The sectarian rioting erupted in late February 2002 after 59 people died when a Muslim mob torched a train carriage crowded with Hindu activists and devotees.
"I believe that the relationship between Hindus and Muslims has been tense for very long and the government is trying to (bring about reconciliation)," Advani said of Gujarat's provincial administration which has been accused by rights groups of turning a blind eye to the riots of 2002.
Advani, often seen as a Hindu hard-liner, said the process of reconciliation must be balanced.

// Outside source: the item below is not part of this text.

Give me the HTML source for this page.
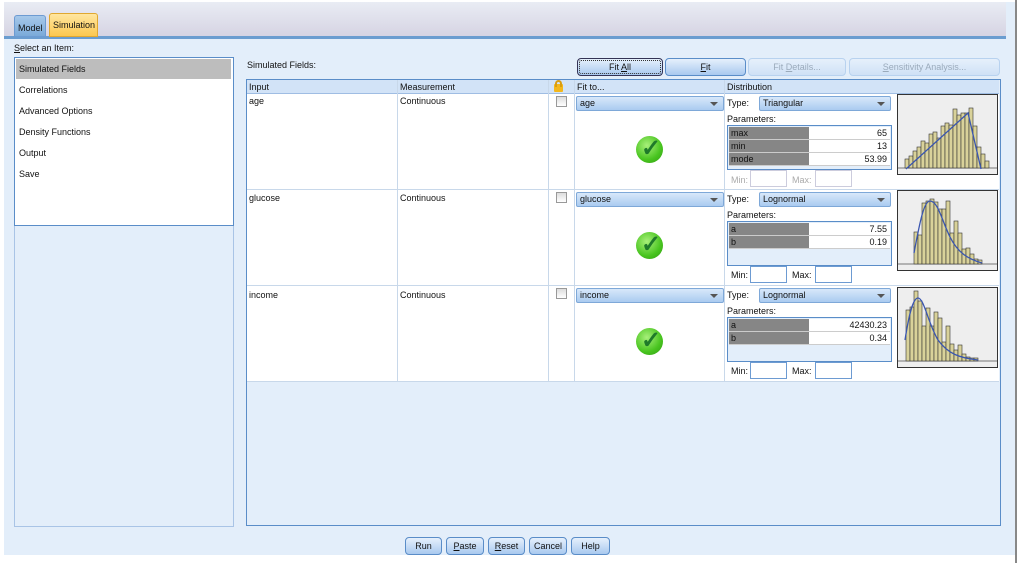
<!DOCTYPE html>
<html><head><meta charset="utf-8"><style>
*{box-sizing:border-box;margin:0;padding:0}
body{width:1023px;height:563px;background:#fff;position:relative;overflow:hidden;font-family:"Liberation Sans",sans-serif;font-size:9px;color:#111}
.a{position:absolute}
.t{position:absolute;white-space:nowrap;font-size:9px;line-height:11px}
.cb{position:absolute;width:148px;height:15px;border:1px solid #7ea8d8;border-radius:2px;background:linear-gradient(#d8e8fa,#aacbf0);font-size:9px;line-height:13px;padding-left:3px}
.cb:after{content:"";position:absolute;right:5px;top:5px;border:4px solid transparent;border-top:4px solid #555;border-bottom:0}
.btn{position:absolute;height:18px;border:1px solid #5a8dc8;border-radius:4px;background:linear-gradient(#e6f0fc,#a9c9ef);text-align:center;font-size:9px;line-height:16px}
.dis{border-color:#b8d2ef;background:linear-gradient(#e6f0fb,#cfe1f6);color:#9aaabb}
.chk{position:absolute;width:11px;height:11px;border:1px solid #999;background:linear-gradient(#ddd,#fff)}
.ok{position:absolute;width:27px;height:27px;border-radius:50%;background:radial-gradient(circle at 40% 35%,#a8f07a,#48c41f 60%,#2f9a12);}
.ok:after{content:"✓";position:absolute;left:5px;top:-2px;font-size:24px;color:#1f7a2a;font-weight:bold;line-height:30px}
.pb{position:absolute;width:165px;height:45px;border:1px solid #5a8dc8;background:#e3eefa}
.pr{position:absolute;left:1px;width:161px;height:13px;background:#fff;border-bottom:1px solid #ccc}
.pr b{position:absolute;left:0;top:0;width:80px;height:12px;background:#868686;font-weight:normal;padding-left:2px;line-height:12px;font-size:9px}
.pr i{position:absolute;right:3px;top:0;font-style:normal;line-height:12px}
.in{position:absolute;width:37px;height:17px;border:1px solid #6d9bd2;background:#fff}
.hist{position:absolute;width:101px;height:81px;border:1px solid #333;background:#eee}
</style></head><body>
<div class="a" style="left:4px;top:2px;width:1012px;height:553px;background:#e3eefa"></div>
<div class="a" style="left:4px;top:2px;width:1002px;height:34px;background:linear-gradient(#e9ecf4,#d6d4e3)"></div>
<div class="a" style="left:1015px;top:0;width:2px;height:563px;background:#888"></div>
<div class="a" style="left:4px;top:36px;width:1002px;height:3px;background:#6b9dd0"></div>
<div class="a" style="left:14px;top:15px;width:32px;height:22px;background:linear-gradient(#a6c8ea,#7aaad9);border:1px solid #6d9bd2;border-radius:3px 3px 0 0"></div>
<div class="t" style="left:18px;top:23px">Model</div>
<div class="a" style="left:49px;top:13px;width:49px;height:24px;background:linear-gradient(#ffe6a0,#fcc850);border:1px solid #e0a830;border-radius:3px 3px 0 0"></div>
<div class="t" style="left:53px;top:20px">Simulation</div>
<div class="t" style="left:14px;top:43px"><u>S</u>elect an Item:</div>
<div class="a" style="left:14px;top:57px;width:220px;height:470px;border:1px solid #a9c4e6"></div>
<div class="a" style="left:14px;top:57px;width:220px;height:169px;background:#fff;border:1px solid #5a8dc8"></div>
<div class="a" style="left:16px;top:59px;width:215px;height:20px;background:#bdbdbd"></div>
<div class="t" style="left:19px;top:64px">Simulated Fields</div>
<div class="t" style="left:19px;top:85px">Correlations</div>
<div class="t" style="left:19px;top:106px">Advanced Options</div>
<div class="t" style="left:19px;top:127px">Density Functions</div>
<div class="t" style="left:19px;top:148px">Output</div>
<div class="t" style="left:19px;top:169px">Save</div>

<div class="t" style="left:247px;top:60px">Simulated Fields:</div>
<div class="btn" style="left:577px;top:58px;width:86px;border-color:#335;outline:1px dotted #333;outline-offset:-3px">Fit <u>A</u>ll</div>
<div class="btn" style="left:665px;top:58px;width:81px"><u>F</u>it</div>
<div class="btn dis" style="left:748px;top:58px;width:98px">Fit <u>D</u>etails...</div>
<div class="btn dis" style="left:849px;top:58px;width:151px"><u>S</u>ensitivity Analysis...</div>

<div class="a" style="left:246px;top:79px;width:755px;height:447px;border:1px solid #5a8dc8;background:#e3eefa"></div>
<div class="a" style="left:247px;top:80px;width:752px;height:14px;background:#d2e3f7;border-bottom:1px solid #9fbde3"></div>
<div class="a" style="left:247px;top:94px;width:752px;height:288px;background:#fff"></div>
<div class="a" style="left:247px;top:189px;width:752px;height:1px;background:#c8d8ea"></div>
<div class="a" style="left:247px;top:285px;width:752px;height:1px;background:#c8d8ea"></div>
<div class="a" style="left:247px;top:381px;width:752px;height:1px;background:#c8d8ea"></div>
<div class="a" style="left:397px;top:80px;width:1px;height:302px;background:#c8d8ea"></div>
<div class="a" style="left:548px;top:80px;width:1px;height:302px;background:#c8d8ea"></div>
<div class="a" style="left:574px;top:80px;width:1px;height:302px;background:#c8d8ea"></div>
<div class="a" style="left:724px;top:80px;width:1px;height:302px;background:#c8d8ea"></div>
<div class="t" style="left:249px;top:82px">Input</div>
<div class="t" style="left:400px;top:82px">Measurement</div>
<div class="a" style="left:554px;top:84px;width:9px;height:8px;background:#f3b71c;border-radius:1px"></div>
<div class="a" style="left:555px;top:80px;width:7px;height:7px;border:2px solid #d99d10;border-bottom:0;border-radius:4px 4px 0 0"></div>
<div class="t" style="left:577px;top:82px">Fit to...</div>
<div class="t" style="left:727px;top:82px">Distribution</div>

<!-- row 1 -->
<div class="t" style="left:249px;top:96px">age</div>
<div class="t" style="left:400px;top:96px">Continuous</div>
<div class="chk" style="left:556px;top:96px"></div>
<div class="cb" style="left:576px;top:96px">age</div>
<div class="ok" style="left:636px;top:136px"></div>
<div class="t" style="left:727px;top:98px">Type:</div>
<div class="cb" style="left:759px;top:96px;width:132px">Triangular</div>
<div class="t" style="left:727px;top:114px">Parameters:</div>
<div class="pb" style="left:727px;top:125px">
<div class="pr" style="top:1px"><b>max</b><i>65</i></div>
<div class="pr" style="top:14px"><b>min</b><i>13</i></div>
<div class="pr" style="top:27px"><b>mode</b><i>53.99</i></div>
</div>
<div class="t" style="left:731px;top:175px;color:#aaa">Min:</div>
<div class="in" style="left:750px;top:170px;border-color:#ccd"></div>
<div class="t" style="left:792px;top:175px;color:#aaa">Max:</div>
<div class="in" style="left:815px;top:170px;border-color:#ccd"></div>
<div class="hist" style="left:897px;top:94px"><svg width="99" height="79" viewBox="0 0 99 79">
<line x1="0" y1="73" x2="99" y2="73" stroke="#777"/>
<g fill="#d9d29a" stroke="#333" stroke-width=".6">
<rect x="7" y="64" width="4" height="9"/><rect x="11" y="61" width="4" height="12"/><rect x="15" y="56" width="4" height="17"/><rect x="19" y="52" width="4" height="21"/><rect x="23" y="46" width="4" height="27"/><rect x="27" y="48" width="4" height="25"/><rect x="31" y="39" width="4" height="34"/><rect x="35" y="37" width="4" height="36"/><rect x="39" y="43" width="4" height="30"/><rect x="43" y="31" width="4" height="42"/><rect x="47" y="28" width="4" height="45"/><rect x="51" y="30" width="4" height="43"/><rect x="55" y="14" width="4" height="59"/><rect x="59" y="20" width="4" height="53"/><rect x="63" y="18" width="4" height="55"/><rect x="67" y="18" width="4" height="55"/><rect x="71" y="13" width="4" height="60"/><rect x="75" y="31" width="4" height="42"/><rect x="79" y="52" width="4" height="21"/><rect x="83" y="59" width="4" height="14"/><rect x="87" y="66" width="4" height="7"/></g>
<polyline points="8,74 70,18 83,74" fill="none" stroke="#3a56b0" stroke-width="1.3"/></svg></div>

<!-- row 2 -->
<div class="t" style="left:249px;top:193px">glucose</div>
<div class="t" style="left:400px;top:193px">Continuous</div>
<div class="chk" style="left:556px;top:192px"></div>
<div class="cb" style="left:576px;top:192px">glucose</div>
<div class="ok" style="left:636px;top:232px"></div>
<div class="t" style="left:727px;top:194px">Type:</div>
<div class="cb" style="left:759px;top:192px;width:132px">Lognormal</div>
<div class="t" style="left:727px;top:210px">Parameters:</div>
<div class="pb" style="left:727px;top:221px">
<div class="pr" style="top:1px"><b>a</b><i>7.55</i></div>
<div class="pr" style="top:14px"><b>b</b><i>0.19</i></div>
</div>
<div class="t" style="left:731px;top:270px">Min:</div>
<div class="in" style="left:750px;top:266px"></div>
<div class="t" style="left:792px;top:270px">Max:</div>
<div class="in" style="left:815px;top:266px"></div>
<div class="hist" style="left:897px;top:190px"><svg width="99" height="79" viewBox="0 0 99 79">
<line x1="0" y1="73" x2="99" y2="73" stroke="#777"/>
<g fill="#d9d29a" stroke="#333" stroke-width=".6">
<rect x="16" y="41" width="4" height="32"/><rect x="20" y="44" width="4" height="29"/><rect x="24" y="12" width="4" height="61"/><rect x="28" y="10" width="4" height="63"/><rect x="32" y="8" width="4" height="65"/><rect x="36" y="11" width="4" height="62"/><rect x="40" y="18" width="4" height="55"/><rect x="44" y="18" width="4" height="55"/><rect x="48" y="10" width="4" height="63"/><rect x="52" y="42" width="4" height="31"/><rect x="56" y="30" width="4" height="43"/><rect x="60" y="42" width="4" height="31"/><rect x="64" y="58" width="4" height="15"/><rect x="68" y="57" width="4" height="16"/><rect x="72" y="63" width="4" height="10"/><rect x="76" y="68" width="4" height="5"/><rect x="80" y="69" width="4" height="4"/></g>
<path d="M16,62 C22,30 26,10 32,10 C40,10 44,30 52,46 C60,62 70,68 84,72" fill="none" stroke="#3a56b0" stroke-width="1.3"/></svg></div>

<!-- row 3 -->
<div class="t" style="left:249px;top:290px">income</div>
<div class="t" style="left:400px;top:290px">Continuous</div>
<div class="chk" style="left:556px;top:288px"></div>
<div class="cb" style="left:576px;top:288px">income</div>
<div class="ok" style="left:636px;top:328px"></div>
<div class="t" style="left:727px;top:290px">Type:</div>
<div class="cb" style="left:759px;top:288px;width:132px">Lognormal</div>
<div class="t" style="left:727px;top:306px">Parameters:</div>
<div class="pb" style="left:727px;top:317px">
<div class="pr" style="top:1px"><b>a</b><i>42430.23</i></div>
<div class="pr" style="top:14px"><b>b</b><i>0.34</i></div>
</div>
<div class="t" style="left:731px;top:366px">Min:</div>
<div class="in" style="left:750px;top:362px"></div>
<div class="t" style="left:792px;top:366px">Max:</div>
<div class="in" style="left:815px;top:362px"></div>
<div class="hist" style="left:897px;top:287px"><svg width="99" height="79" viewBox="0 0 99 79">
<line x1="0" y1="73" x2="99" y2="73" stroke="#777"/>
<g fill="#d9d29a" stroke="#333" stroke-width=".6">
<rect x="8" y="22" width="4" height="51"/><rect x="12" y="19" width="4" height="54"/><rect x="16" y="3" width="4" height="70"/><rect x="20" y="13" width="4" height="60"/><rect x="24" y="38" width="4" height="35"/><rect x="28" y="20" width="4" height="53"/><rect x="32" y="38" width="4" height="35"/><rect x="36" y="24" width="4" height="49"/><rect x="40" y="30" width="4" height="43"/><rect x="44" y="54" width="4" height="19"/><rect x="48" y="38" width="4" height="35"/><rect x="52" y="56" width="4" height="17"/><rect x="56" y="62" width="4" height="11"/><rect x="60" y="57" width="4" height="16"/><rect x="64" y="66" width="4" height="7"/><rect x="68" y="69" width="4" height="4"/><rect x="72" y="70" width="4" height="3"/><rect x="76" y="70" width="4" height="3"/></g>
<path d="M7,52 C12,20 16,10 20,10 C26,10 30,35 40,52 C50,66 62,70 80,72" fill="none" stroke="#3a56b0" stroke-width="1.3"/></svg></div>

<div class="btn" style="left:405px;top:537px;width:37px">Run</div>
<div class="btn" style="left:446px;top:537px;width:38px"><u>P</u>aste</div>
<div class="btn" style="left:488px;top:537px;width:37px"><u>R</u>eset</div>
<div class="btn" style="left:529px;top:537px;width:38px">Cancel</div>
<div class="btn" style="left:571px;top:537px;width:39px">Help</div>
</body></html>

"There will be no attempt at appeasement or discrimination done to any section of the society," he said
The 76-year-old Advani on Tuesday is to embark on a 3,500-kilometre (2,170-mile) drive from Porbandar, birthplace in Gujarat of India's freedom champion Mahatma Gandhi, ending his 16-day electoral journey at the holy Hindu city of Puri in India's east after traversing seven states.
He has already visited 73 of India's 545 parliamentary constituencies on the first leg of his marathon trek, which began March 10 from Kanyakumari, the southernmost tip of the Indian peninsula, and ended Saturday in the Sikh city of Amritsar in the country's north.
India goes the polls in a staggered vote which begins April 20 and ends on May 10.